È però ancor più importante recuperare lo spirito originario dello smart working, un po’ offuscato dal lock down. Lavoro agile non significa affatto lavorare da casa, anche se questo è quello che abbiamo fatto nell’emergenza, ed è bene ricordarlo per non regredire al vecchio telelavoro. Lo smart working è anzitutto uno strumento manageriale innovativo, che implica il passaggio da una valutazione del lavoro basata sul tempo e sulla presenza a una focalizzata sui risultati della prestazione lavorativa. Significa in sostanza lavorare per obiettivi. E questo presuppone che gli obiettivi vengano correttamente assegnati e il loro raggiungimento controllato. Serve quindi una cultura manageriale adeguata, ma servono anche strumenti regolamentari ben congegnati.

Policy sui controlli a distanza

Oltre ai regolamenti e agli accordi individuali, è necessario predisporre un’adeguata policy sull’uso degli strumenti informatici e sulle modalità di controllo a distanza, nel rispetto delle previsioni dell’articolo 4 dello Statuto dei lavoratori. Senza questa policy, non è possibile utilizzare i dati acquisiti attraverso gli strumenti di lavoro usati dal lavoratore agile.

Codice disciplinare

Non meno importante (anche per la protezione dei dati aziendali) è un codice disciplinare che individui le condotte sanzionabili, connesse all’esecuzione della prestazione lavorativa all’esterno dei locali aziendali.
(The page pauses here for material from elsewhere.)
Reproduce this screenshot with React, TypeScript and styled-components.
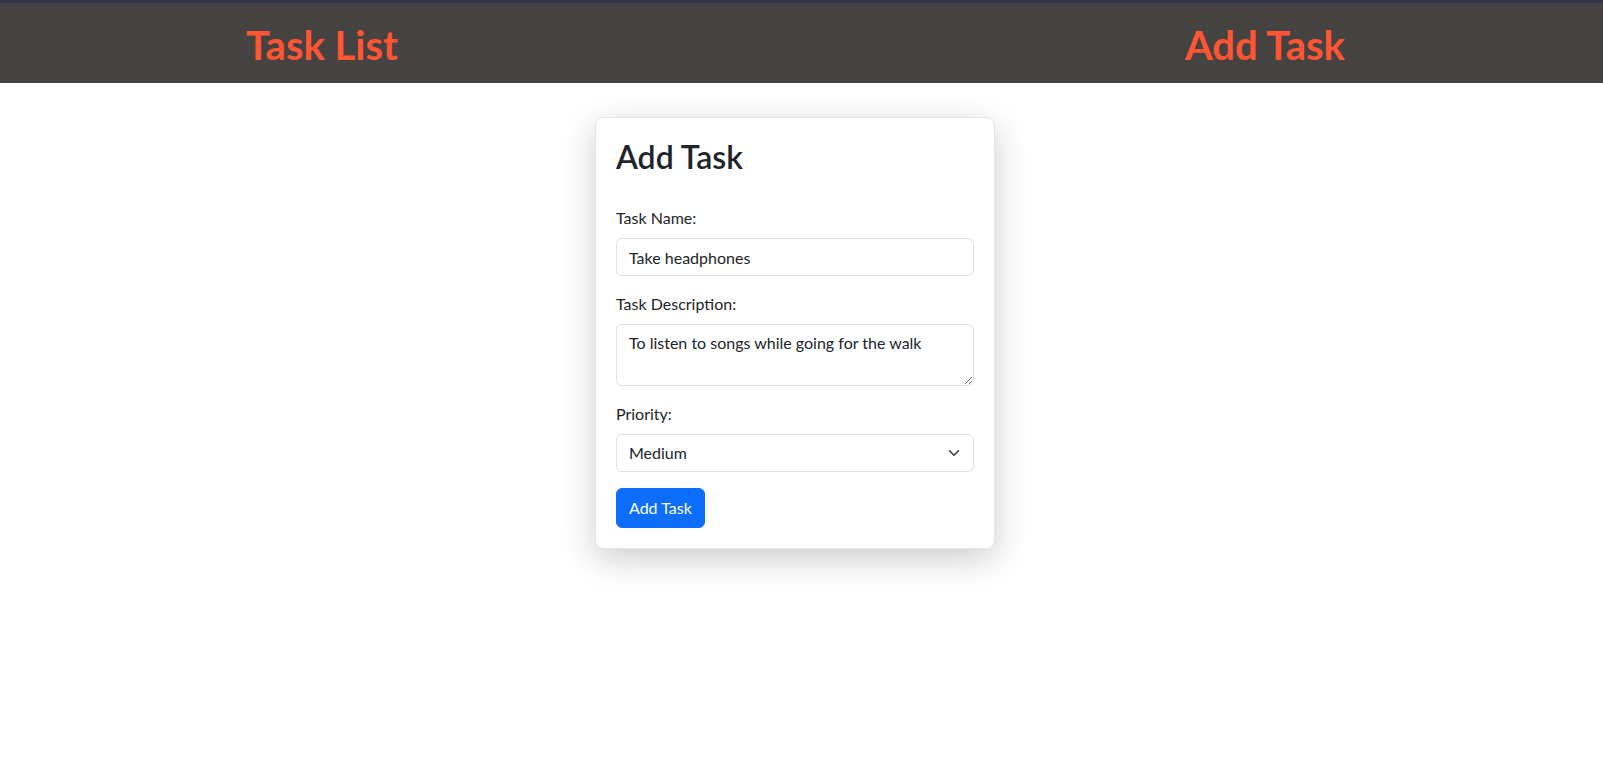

Anche l’elaborazione di una completa informativa sui rischi per la salute e la sicurezza, che per questo periodo è stato possibile fare in forma standard, andrà attentamente considerata per tutelare il lavoratore ma anche per porre l’azienda al riparo da futuri contenziosi. Insomma, se si vuole mettere a frutto l’esperienza di questi mesi di smart working “forzato”, c’è molto lavoro da fare ed è bene non attendere la fine dell’emergenza.